WHAT TO PRODUCE
Write the listing below out again exactly, dropping the images.

SOURCE EXCERPT
**********

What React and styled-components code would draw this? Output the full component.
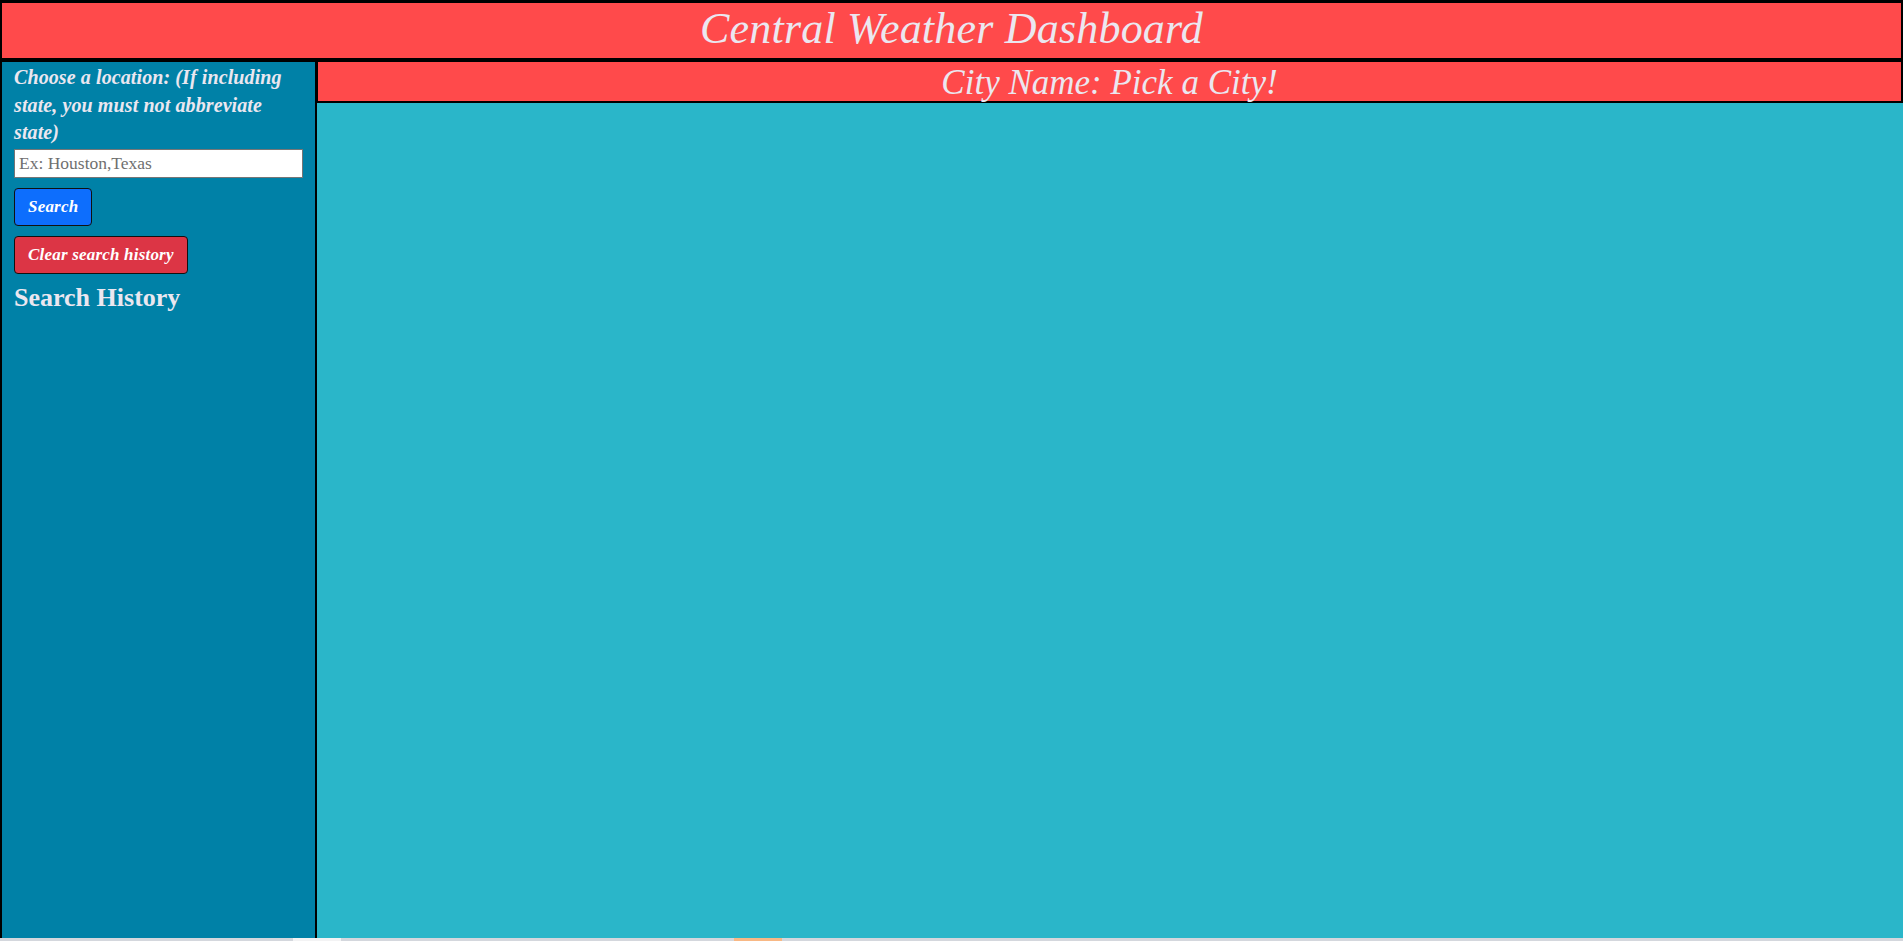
import React from 'react'
import styled, { createGlobalStyle } from 'styled-components'

const GlobalStyle = createGlobalStyle`
  html, body {
    margin: 0;
    padding: 0;
    height: 100%;
    overflow: hidden;
  }

  body {
    font-family: 'Liberation Serif', 'Times New Roman', serif;
    color: #ebe7f0;
  }

  * {
    box-sizing: border-box;
  }
`

const Page = styled.div`
  display: flex;
  flex-direction: column;
  height: 100vh;
`

const Header = styled.header`
  flex: 0 0 60px;
  display: flex;
  align-items: center;
  justify-content: center;
  background: #ff4a4b;
  border: 2px solid #000;
  border-top-width: 3px;
`

const Title = styled.h1`
  margin: 0;
  font-size: 44px;
  font-weight: 500;
  font-style: italic;
  letter-spacing: 0.2px;
  line-height: 1;
  padding-bottom: 4px;
`

const Body = styled.div`
  flex: 1;
  display: flex;
  min-height: 0;
`

const Sidebar = styled.aside`
  flex: 0 0 317px;
  background: #0081a7;
  border: 2px solid #000;
  border-bottom: none;
  padding: 2px 12px 0;
  display: flex;
  flex-direction: column;
  align-items: flex-start;
`

const Label = styled.label`
  font-size: 20px;
  font-weight: 700;
  font-style: italic;
  line-height: 27.5px;
  letter-spacing: 0.1px;
`

const Input = styled.input`
  margin-top: 2px;
  width: 289px;
  height: 29px;
  padding: 0 4px;
  border: 1px solid #767676;
  background: #fff;
  font-family: inherit;
  font-size: 17.5px;
  color: #333;

  &::placeholder {
    color: #6f6f6f;
  }
`

const Button = styled.button`
  margin-top: ${(p) => p.$gap}px;
  height: 38px;
  padding: 0 13px;
  border: 1px solid #111;
  border-radius: 4px;
  background: ${(p) => p.$color};
  color: #fff;
  font-family: inherit;
  font-size: 17px;
  font-weight: 700;
  font-style: italic;
  letter-spacing: 0.2px;
  cursor: pointer;
`

const HistoryTitle = styled.h3`
  margin: 7px 0 0;
  font-size: 26px;
  font-weight: 600;
  line-height: 33px;
`

const Main = styled.main`
  flex: 1;
  background: #2ab6c9;
`

const CityBar = styled.div`
  height: 43px;
  display: flex;
  align-items: center;
  justify-content: center;
  background: #ff4a4b;
  border: 2px solid #000;
  border-left-width: 1.5px;
`

const CityName = styled.h2`
  margin: 0;
  font-size: 35px;
  font-weight: 500;
  font-style: italic;
  line-height: 1;
  padding-top: 2px;
`

const Strip = styled.div`
  flex: 0 0 3px;
  display: flex;
  background: #d4d7dd;
`

const Segment = styled.div`
  flex: 0 0 ${(p) => p.$width}px;
  background: ${(p) => p.$color || 'transparent'};
`

const App = () => (
  <Page>
    <GlobalStyle />
    <Header>
      <Title>Central Weather Dashboard</Title>
    </Header>
    <Body>
      <Sidebar>
        <Label htmlFor="city">
          Choose a location: (If including state, you must not abbreviate
          state)
        </Label>
        <Input id="city" type="text" placeholder="Ex: Houston,Texas" />
        <Button $color="#0d6efd" $gap={10}>
          Search
        </Button>
        <Button $color="#dc3545" $gap={10}>
          Clear search history
        </Button>
        <HistoryTitle>Search History</HistoryTitle>
      </Sidebar>
      <Main>
        <CityBar>
          <CityName>City Name: Pick a City!</CityName>
        </CityBar>
      </Main>
    </Body>
    <Strip>
      <Segment $width={293} />
      <Segment $width={48} $color="#f3f3f4" />
      <Segment $width={393} />
      <Segment $width={48} $color="#f8b885" />
    </Strip>
  </Page>
)

export default App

**********

WORKED SOLUTION
What React and styled-components code would draw this? Output the full component.
import React from 'react'
import styled, { createGlobalStyle } from 'styled-components'

const GlobalStyle = createGlobalStyle`
  html, body {
    margin: 0;
    padding: 0;
    height: 100%;
    overflow: hidden;
  }

  body {
    font-family: 'Liberation Serif', 'Times New Roman', serif;
    color: #ebe7f0;
  }

  * {
    box-sizing: border-box;
  }
`

const Page = styled.div`
  display: flex;
  flex-direction: column;
  height: 100vh;
`

const Header = styled.header`
  flex: 0 0 60px;
  display: flex;
  align-items: center;
  justify-content: center;
  background: #ff4a4b;
  border: 2px solid #000;
  border-top-width: 3px;
`

const Title = styled.h1`
  margin: 0;
  font-size: 44px;
  font-weight: 500;
  font-style: italic;
  letter-spacing: 0.2px;
  line-height: 1;
  padding-bottom: 4px;
`

const Body = styled.div`
  flex: 1;
  display: flex;
  min-height: 0;
`

const Sidebar = styled.aside`
  flex: 0 0 317px;
  background: #0081a7;
  border: 2px solid #000;
  border-bottom: none;
  padding: 2px 12px 0;
  display: flex;
  flex-direction: column;
  align-items: flex-start;
`

const Label = styled.label`
  font-size: 20px;
  font-weight: 700;
  font-style: italic;
  line-height: 27.5px;
  letter-spacing: 0.1px;
`

const Input = styled.input`
  margin-top: 2px;
  width: 289px;
  height: 29px;
  padding: 0 4px;
  border: 1px solid #767676;
  background: #fff;
  font-family: inherit;
  font-size: 17.5px;
  color: #333;

  &::placeholder {
    color: #6f6f6f;
  }
`

const Button = styled.button`
  margin-top: ${(p) => p.$gap}px;
  height: 38px;
  padding: 0 13px;
  border: 1px solid #111;
  border-radius: 4px;
  background: ${(p) => p.$color};
  color: #fff;
  font-family: inherit;
  font-size: 17px;
  font-weight: 700;
  font-style: italic;
  letter-spacing: 0.2px;
  cursor: pointer;
`

const HistoryTitle = styled.h3`
  margin: 7px 0 0;
  font-size: 26px;
  font-weight: 600;
  line-height: 33px;
`

const Main = styled.main`
  flex: 1;
  background: #2ab6c9;
`

const CityBar = styled.div`
  height: 43px;
  display: flex;
  align-items: center;
  justify-content: center;
  background: #ff4a4b;
  border: 2px solid #000;
  border-left-width: 1.5px;
`

const CityName = styled.h2`
  margin: 0;
  font-size: 35px;
  font-weight: 500;
  font-style: italic;
  line-height: 1;
  padding-top: 2px;
`

const Strip = styled.div`
  flex: 0 0 3px;
  display: flex;
  background: #d4d7dd;
`

const Segment = styled.div`
  flex: 0 0 ${(p) => p.$width}px;
  background: ${(p) => p.$color || 'transparent'};
`

const App = () => (
  <Page>
    <GlobalStyle />
    <Header>
      <Title>Central Weather Dashboard</Title>
    </Header>
    <Body>
      <Sidebar>
        <Label htmlFor="city">
          Choose a location: (If including state, you must not abbreviate
          state)
        </Label>
        <Input id="city" type="text" placeholder="Ex: Houston,Texas" />
        <Button $color="#0d6efd" $gap={10}>
          Search
        </Button>
        <Button $color="#dc3545" $gap={10}>
          Clear search history
        </Button>
        <HistoryTitle>Search History</HistoryTitle>
      </Sidebar>
      <Main>
        <CityBar>
          <CityName>City Name: Pick a City!</CityName>
        </CityBar>
      </Main>
    </Body>
    <Strip>
      <Segment $width={293} />
      <Segment $width={48} $color="#f3f3f4" />
      <Segment $width={393} />
      <Segment $width={48} $color="#f8b885" />
    </Strip>
  </Page>
)

export default App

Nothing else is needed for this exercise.